How could anyone ever show that the structure of reality implies that, given “C”, it was inevitable that GW Bush would decide to invade Iraq? The proposition becomes even more doubtful, even verging on nonsense, when the claim is that everything that happens, all historical, psychological, cultural events, all individual actions and such, are inevitable. All this seems part and parcel of a metaphysical philosophy that advances certain, unexamined propositions purporting to describe the structure of reality. (?)
Other than theoretical presuppositions and philosophical assumptions, there aren’t any compelling reasons for asserting that the simple, mechanistic cause-effect scheme describes the structure of all physical reality, much less the structure of all biological, psychological, social and cultural reality.
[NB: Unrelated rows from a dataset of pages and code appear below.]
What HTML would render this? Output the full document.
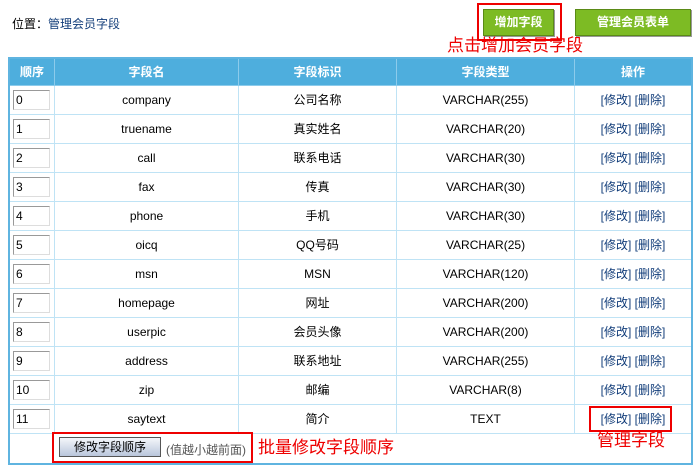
<!DOCTYPE html><html><head><meta charset="utf-8"><style>
body{margin:0;width:700px;height:473px;background:#fff;font-family:"Liberation Sans","Noto Sans CJK SC",sans-serif;font-size:12px;color:#000;position:relative;overflow:hidden}
.a{position:absolute}
table{position:absolute;left:8px;top:57px;width:685px;border-collapse:collapse;border:2px solid #5fb4e0}
td,th{border:1px solid #bfe3f5;text-align:center;height:28px;padding:0;line-height:14px}
th{background:#4eaedd;color:#fff;font-weight:bold;height:26px;border-color:#8ccbeb}
.in{width:33px;height:18px;border:1px solid #999;border-right-color:#ddd;border-bottom-color:#ddd;text-align:left;padding-left:2px;line-height:18px;margin-left:3px}
.op{color:#123d7a}
.btn{background:#7dbb24;color:#fff;font-weight:bold;text-align:center;line-height:25px;border:1px solid #5a8a16;box-shadow:1px 1px 0 #999}
.red{color:#e00;font-size:17px;line-height:20px;z-index:2}
</style></head><body>
<div class="a" style="left:12px;top:15px">位置：<span style="color:#123d7a">管理会员字段</span></div>
<div class="a" style="left:477px;top:3px;width:81px;height:34px;border:2px solid #e00"></div>
<div class="a btn" style="left:483px;top:9px;width:69px;height:25px">增加字段</div>
<div class="a btn" style="left:575px;top:9px;width:114px;height:25px">管理会员表单</div>
<div class="a red" style="left:447px;top:36px">点击增加会员字段</div>
<table>
<tr><th style="width:44px">顺序</th><th style="width:183px">字段名</th><th style="width:157px">字段标识</th><th style="width:177px">字段类型</th><th>操作</th></tr>
<tr><td><div class="in">0</div></td><td>company</td><td>公司名称</td><td>VARCHAR(255)</td><td class="op">[修改] [删除]</td></tr>
<tr><td><div class="in">1</div></td><td>truename</td><td>真实姓名</td><td>VARCHAR(20)</td><td class="op">[修改] [删除]</td></tr>
<tr><td><div class="in">2</div></td><td>call</td><td>联系电话</td><td>VARCHAR(30)</td><td class="op">[修改] [删除]</td></tr>
<tr><td><div class="in">3</div></td><td>fax</td><td>传真</td><td>VARCHAR(30)</td><td class="op">[修改] [删除]</td></tr>
<tr><td><div class="in">4</div></td><td>phone</td><td>手机</td><td>VARCHAR(30)</td><td class="op">[修改] [删除]</td></tr>
<tr><td><div class="in">5</div></td><td>oicq</td><td>QQ号码</td><td>VARCHAR(25)</td><td class="op">[修改] [删除]</td></tr>
<tr><td><div class="in">6</div></td><td>msn</td><td>MSN</td><td>VARCHAR(120)</td><td class="op">[修改] [删除]</td></tr>
<tr><td><div class="in">7</div></td><td>homepage</td><td>网址</td><td>VARCHAR(200)</td><td class="op">[修改] [删除]</td></tr>
<tr><td><div class="in">8</div></td><td>userpic</td><td>会员头像</td><td>VARCHAR(200)</td><td class="op">[修改] [删除]</td></tr>
<tr><td><div class="in">9</div></td><td>address</td><td>联系地址</td><td>VARCHAR(255)</td><td class="op">[修改] [删除]</td></tr>
<tr><td><div class="in">10</div></td><td>zip</td><td>邮编</td><td>VARCHAR(8)</td><td class="op">[修改] [删除]</td></tr>
<tr><td><div class="in">11</div></td><td>saytext</td><td>简介</td><td>TEXT</td><td class="op">[修改] [删除]</td></tr>
<tr><td colspan="5" style="height:29px;border-color:#fff"></td></tr>
</table>
<div class="a" style="left:589px;top:406px;width:79px;height:22px;border:2px solid #e00"></div>
<div class="a red" style="left:597px;top:431px">管理字段</div>
<div class="a" style="left:52px;top:432px;width:197px;height:27px;border:2px solid #e00"></div>
<div class="a" style="left:59px;top:437px;width:100px;height:18px;border:1px solid #555;background:linear-gradient(#f4f6fa,#b9c6dc);text-align:center;line-height:18px">修改字段顺序</div>
<div class="a" style="left:166px;top:441px;color:#555">(值越小越前面)</div>
<div class="a red" style="left:258px;top:438px">批量修改字段顺序</div>
</body></html>
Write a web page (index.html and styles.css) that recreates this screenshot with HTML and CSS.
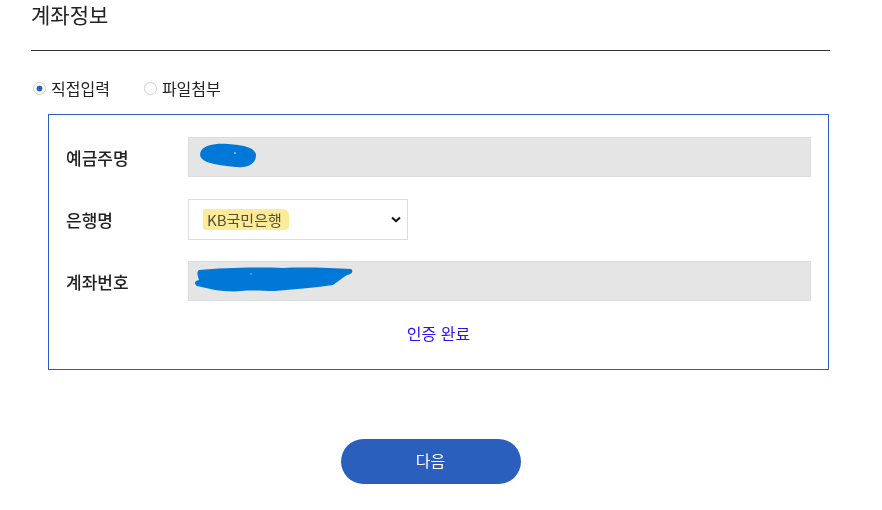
FILE: index.html
```html
<!DOCTYPE html>
<html lang="ko">
<head>
<meta charset="utf-8">
<title>계좌정보</title>
<link rel="stylesheet" href="styles.css">
</head>
<body>
<div class="page">
  <h2 class="title">계좌정보</h2>
  <div class="radios">
    <label class="radio"><input type="radio" name="mode" checked><span>직접입력</span></label>
    <label class="radio"><input type="radio" name="mode"><span>파일첨부</span></label>
  </div>
  <div class="box">
    <div class="row">
      <div class="label">예금주명</div>
      <div class="field">
        <svg class="redact redact-name" width="60" height="28" viewBox="0 0 60 28">
          <path d="M3 9 C6 3 18 1 30 2 C44 3 57 5 58 13 C58 22 50 26 38 25 C28 24 18 23 9 20 C2 17 1 13 3 9 Z" fill="#0078d7"/>
          <circle cx="37" cy="11" r="1" fill="#9ec9ee"/>
        </svg>
      </div>
    </div>
    <div class="row">
      <div class="label">은행명</div>
      <div class="select-wrap">
        <select class="select">
          <option>KB국민은행</option>
          <option>신한은행</option>
          <option>우리은행</option>
        </select>
        <span class="marker"></span>
      </div>
    </div>
    <div class="row">
      <div class="label">계좌번호</div>
      <div class="field">
        <svg class="redact redact-acct" width="162" height="30" viewBox="0 0 162 30">
          <path d="M6 5 C30 3 60 2 90 3 C110 2 140 3 158 4 C161 6 159 9 154 10 C148 14 144 17 140 20 C120 23 100 24 82 26 C70 26 60 25 48 26 C40 27 30 26 22 25 C16 24 10 22 4 21 C1 19 1 16 6 15 C5 11 3 7 6 5 Z" fill="#0078d7"/>
          <circle cx="58" cy="9" r="1" fill="#5aa6e6"/>
        </svg>
      </div>
    </div>
    <div class="done">인증 완료</div>
  </div>
  <div class="actions">
    <button class="next" type="button">다음</button>
  </div>
</div>
</body>
</html>
```

FILE: styles.css
```css
html, body {
  margin: 0;
  padding: 0;
  background: #fff;
}

body {
  font-family: "Noto Sans CJK KR", "Noto Sans", "Liberation Sans", sans-serif;
  color: #222;
}

.page {
  width: 799px;
  margin-left: 31px;
}

.title {
  margin: 0;
  padding-bottom: 21px;
  font-size: 21px;
  line-height: 29px;
  font-weight: 400;
  color: #222;
  border-bottom: 1px solid #333;
}

.radios {
  display: flex;
  align-items: center;
  gap: 34px;
  margin-top: 27px;
  padding-left: 2px;
  height: 20px;
}

.radio {
  display: flex;
  align-items: center;
  gap: 5px;
  font-size: 16px;
  line-height: 20px;
  color: #222;
  cursor: pointer;
}

.radio input {
  appearance: none;
  -webkit-appearance: none;
  margin: 0;
  width: 13px;
  height: 13px;
  border: 1px solid #cfcfcf;
  border-radius: 50%;
  background: #fff;
  box-sizing: border-box;
}

.radio input:checked {
  background: radial-gradient(circle, #2a5ec4 0 2.6px, #fff 3.3px);
}

.box {
  margin: 16px 1px 0 17px;
  border: 1px solid #2a5ec4;
  padding: 22px 17px 26px 17px;
  display: flex;
  flex-direction: column;
  gap: 22px;
}

.row {
  display: flex;
  align-items: center;
  height: 40px;
}

.label {
  width: 122px;
  flex: none;
  font-size: 17px;
  font-weight: 500;
  color: #222;
}

.field {
  position: relative;
  flex: 1;
  height: 40px;
  box-sizing: border-box;
  background: #e5e5e5;
  border: 1px solid #dcdcdc;
}

.redact {
  position: absolute;
  display: block;
}

.redact-name {
  left: 9px;
  top: 4px;
}

.redact-acct {
  left: 4px;
  top: 3px;
}

.select-wrap {
  position: relative;
  width: 220px;
  height: 41px;
}

.select {
  appearance: none;
  -webkit-appearance: none;
  width: 100%;
  height: 100%;
  box-sizing: border-box;
  border: 1px solid #dcdcdc;
  border-radius: 0;
  background: #fff url("data:image/svg+xml,%3Csvg xmlns='http://www.w3.org/2000/svg' width='10' height='7' viewBox='0 0 10 7'%3E%3Cpath d='M1 1.5 L5 5.2 L9 1.5' fill='none' stroke='%23111' stroke-width='2'/%3E%3C/svg%3E") no-repeat right 6px center;
  padding: 0 0 0 18px;
  font-family: inherit;
  font-size: 15px;
  color: #555;
  outline: none;
}

.marker {
  position: absolute;
  left: 15px;
  top: 10px;
  width: 86px;
  height: 21px;
  background: #fdeb98;
  border-radius: 2px 6px 4px 3px;
  mix-blend-mode: multiply;
  pointer-events: none;
}

.done {
  margin-top: 0;
  text-align: center;
  font-size: 16px;
  line-height: 20px;
  color: #2a10f5;
}

.actions {
  display: flex;
  justify-content: center;
  margin-top: 69px;
}

.next {
  width: 180px;
  height: 45px;
  border: 0;
  border-radius: 23px;
  background: #2a5fbd;
  color: #fff;
  font-family: inherit;
  font-size: 16px;
  line-height: 20px;
  padding: 0 0 4px;
  cursor: pointer;
}
```
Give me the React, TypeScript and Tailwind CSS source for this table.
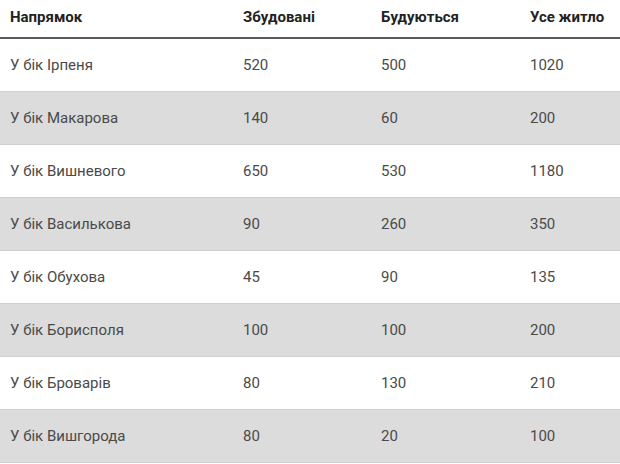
import React from 'react';

const ROWS: [string, string, string, string][] = [
  ['У бік Ірпеня', '520', '500', '1020'],
  ['У бік Макарова', '140', '60', '200'],
  ['У бік Вишневого', '650', '530', '1180'],
  ['У бік Василькова', '90', '260', '350'],
  ['У бік Обухова', '45', '90', '135'],
  ['У бік Борисполя', '100', '100', '200'],
  ['У бік Броварів', '80', '130', '210'],
  ['У бік Вишгорода', '80', '20', '100'],
];

const HEADERS = ['Напрямок', 'Збудовані', 'Будуються', 'Усе житло'];

const App: React.FC = () => {
  return (
    <div className="w-[620px] h-[464px] overflow-hidden bg-white" style={{ fontFamily: 'Roboto, "Noto Sans", sans-serif' }}>
      <div className="grid grid-cols-[233px_138px_149px_1fr] h-[39px] border-b-2 border-[#5a5a5a] items-center pb-[3px]">
        {HEADERS.map(h => (
          <div key={h} className="pl-[10px] text-[15px] font-bold text-[#222]">{h}</div>
        ))}
      </div>
      {ROWS.map((row, i) => (
        <div
          key={row[0]}
          className={`grid grid-cols-[233px_138px_149px_1fr] h-[53px] items-center border-b border-[#cfcfcf] ${i % 2 === 1 ? 'bg-[#dcdcdc]' : 'bg-white'}`}
        >
          {row.map((cell, j) => (
            <div key={j} className="pl-[10px] text-[15px] text-[#4a4a4a]">{cell}</div>
          ))}
        </div>
      ))}
    </div>
  );
};

export default App;
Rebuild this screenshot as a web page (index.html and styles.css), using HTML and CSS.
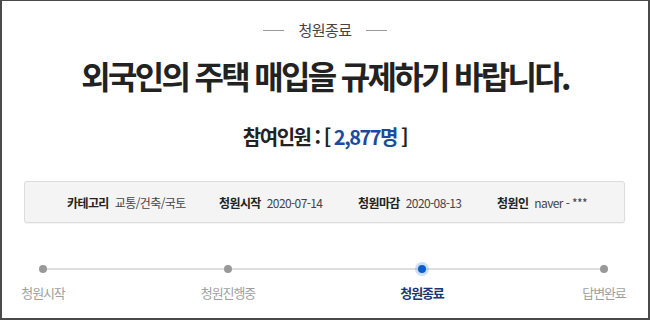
FILE: index.html
```html
<!DOCTYPE html>
<html lang="ko">
<head>
<meta charset="utf-8">
<link rel="stylesheet" href="styles.css">
</head>
<body>
<div class="frame">
  <div class="status"><span class="dash"></span><span class="status-text">청원종료</span><span class="dash"></span></div>
  <h1 class="title">외국인의 주택 매입을 규제하기 바랍니다.</h1>
  <div class="count">참여인원 : [ <span class="num">2,877명</span> ]</div>
  <div class="info">
    <div class="item"><span class="key">카테고리</span><span class="val">교통/건축/국토</span></div>
    <div class="item"><span class="key">청원시작</span><span class="val">2020-07-14</span></div>
    <div class="item"><span class="key">청원마감</span><span class="val">2020-08-13</span></div>
    <div class="item"><span class="key">청원인</span><span class="val">naver - ***</span></div>
  </div>
  <div class="steps">
    <div class="step"><span class="dot"></span><span class="label">청원시작</span></div>
    <div class="step"><span class="dot"></span><span class="label">청원진행중</span></div>
    <div class="step active"><span class="dot"></span><span class="label">청원종료</span></div>
    <div class="step"><span class="dot"></span><span class="label">답변완료</span></div>
  </div>
</div>
</body>
</html>
```
FILE: styles.css
```css
html, body { margin: 0; padding: 0; background: #fff; }
body { font-family: "Noto Sans CJK KR", "Noto Sans", sans-serif; color: #333; }
.frame {
  width: 650px; height: 320px; box-sizing: border-box;
  border: 2px solid #4a4a4a; border-top-width: 1px;
  padding-top: 19px;
}
.status {
  display: flex; justify-content: center; align-items: center; gap: 15px;
  font-size: 15px; line-height: 20px; color: #444;
}
.dash { width: 21px; height: 1px; background: #999; }
.status-text { letter-spacing: -0.6px; }
.title {
  margin: 15px 0 0; text-align: center;
  font-size: 32px; line-height: 40px; font-weight: 700; color: #222;
  letter-spacing: -2.7px;
}
.count {
  margin-top: 28px; text-align: center;
  font-size: 20px; line-height: 28px; font-weight: 700; color: #222;
  letter-spacing: -1.5px;
}
.count .num { color: #1b4c9c; }
.info {
  margin: 30px 23px 0 22px; height: 42px; box-sizing: border-box;
  background: #f4f4f4; border: 1px solid #dcdcdc; border-radius: 3px;
  box-shadow: 0 1px 1px rgba(0,0,0,0.05);
  display: flex; align-items: center; padding-left: 42px;
  font-size: 12px; letter-spacing: -0.6px;
}
.item { display: flex; align-items: center; gap: 6px; }
.item:nth-child(1) { width: 152px; }
.item:nth-child(2) { width: 139px; }
.item:nth-child(3) { width: 139px; }
.key { font-weight: 700; color: #222; }
.val { color: #444; }
.steps {
  position: relative; margin: 42px 0 0 41px; width: 561px;
  display: grid; grid-template-columns: 185px 194px 182px 0;
}
.steps::before {
  content: ""; position: absolute; left: 0; right: 0; top: 3px;
  height: 2px; background: #dedede;
}
.step { position: relative; width: 0; display: flex; flex-direction: column; align-items: center; }
.dot { flex: none; width: 8px; height: 8px; border-radius: 50%; background: #999; }
.label { margin-top: 11px; white-space: nowrap; font-size: 13px; line-height: 18px; color: #a0a0a0; letter-spacing: -1.1px; }
.step.active .dot { background: #0a5fc8; box-shadow: 0 0 0 3px rgba(80,150,240,0.3); }
.step.active .label { color: #17376e; font-weight: 700; }
```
Work in the following areas would not have advanced much if the controlling principle had been the assumption of simple, mechanistic cause-effect in all of nature: quantum physics, relativity physics, biological sciences, evolutionary theory of natural selection – genetics, etc
Much work in theoretical physics is based on mathematical models, rather than a cause-effect scheme. Any scientist relying on a strictly deterministic picture of the universe would soon find that he was unable to explain all the genuine and apparent randomness in nature, both at the quantum level and at the macro level.
Finally in the areas of the social sciences and humanities, the assumption of a simple cause-effect scheme is of limited usefulness, and the notion “ultimate inevitability” is not helpful at all. Can anyone seriously propose that we could explain such phenomena as history, culture, the arts, literary genius, religious phenomena, etc. as simply inevitable chains of causally-conditioned events?